3. INCREASING COST PER BARREL OF OIL PRODUCED. The cost per bbl produced has been steadily INCREASING as GEOI oil production has been DECREASING. As fixed costs trend higher, they are spread over a decreasing oil production curve. The result is INCREASED cost per barrel produced. At some point it WILL become uneconomical to continue to produce even one barrel of oil. The decline production curve will only continue to get worse. GEOI is currently utilizing water injection as a secondary recovery method to produce as much of the remaining OOIP (Original Oil In Place) as possible. Water injection is a secondary recovery method and one must keep in mind that this is a signal that the end of production is NEAR.

4. MANAGEMENT IS UNABLE TO HALT PRODUCTION AND RESERVE DECLINES. Are you concerned that management is NOT able to increase production (and decrease cost per bbl produced.) They are only able to SLOW the decline in production of oil and gas.
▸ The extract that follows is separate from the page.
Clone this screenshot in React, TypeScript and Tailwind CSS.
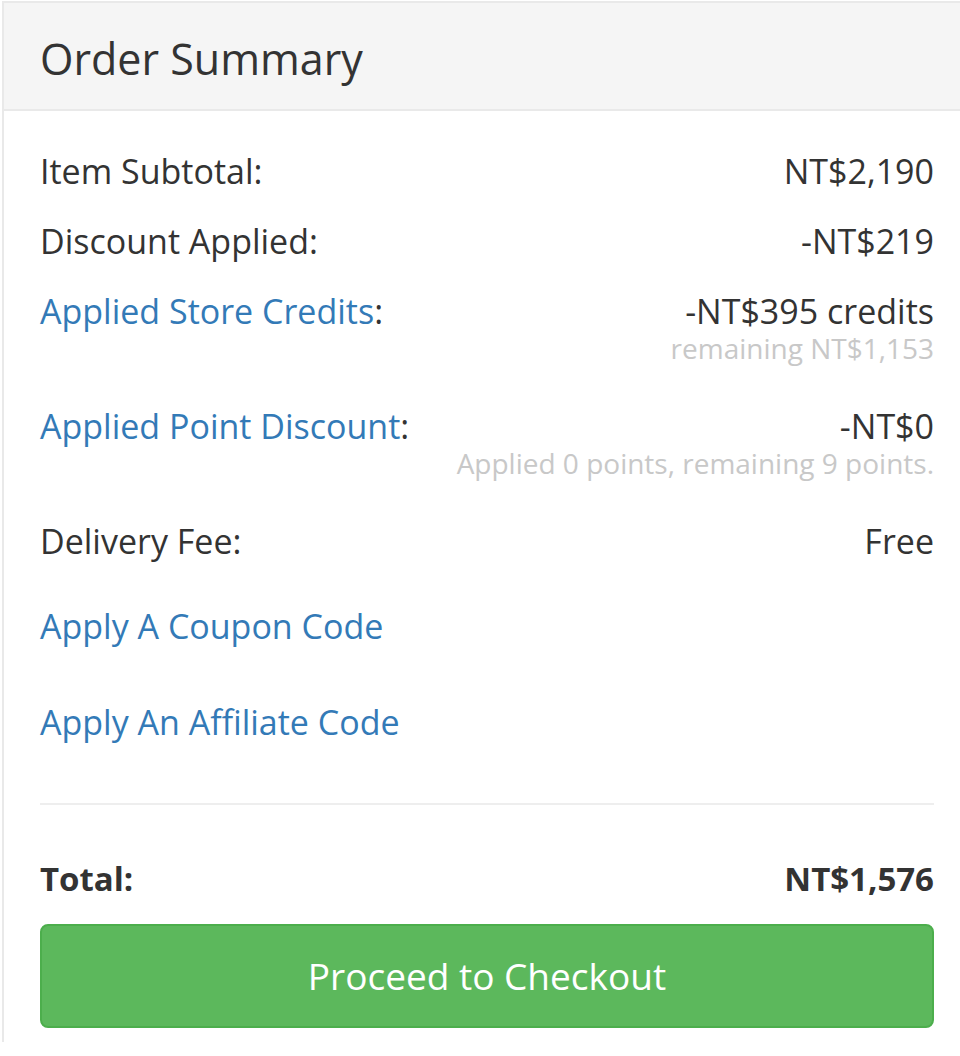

5. TWO ADDITIONAL WELLS PLANNED FOR 2005 WILL ONLY STEM PRODUCTION DECLINES NOT INCREASE PRODUCTION. In the latest quarterly report CEO Jeff Vickers stated, "...With the two additional wells we plan to drill before year-end we are seeking to stabilize our production..." You know it is a red warning flag when the company plans to drill 2 new wells but those wells are only able to slow the decline in production (NOT INCREASE PRODUCTION.) It is expensive to drill wells. If the wells can't increase production this is a signal that the oil field is extremely mature and nearning the end of it's useful life.

In summary it is easy to see that GEOI is destined to stay flat to lower over time based on fundamentals, rising oil prices, decreasing production, and the whole host of problems that we have UNCOVERED here today. I would not recommend buying GEOI shares and would certainly not recommend holding the shares either. I have a STRONG SELL on GEOI shares based on the above factors.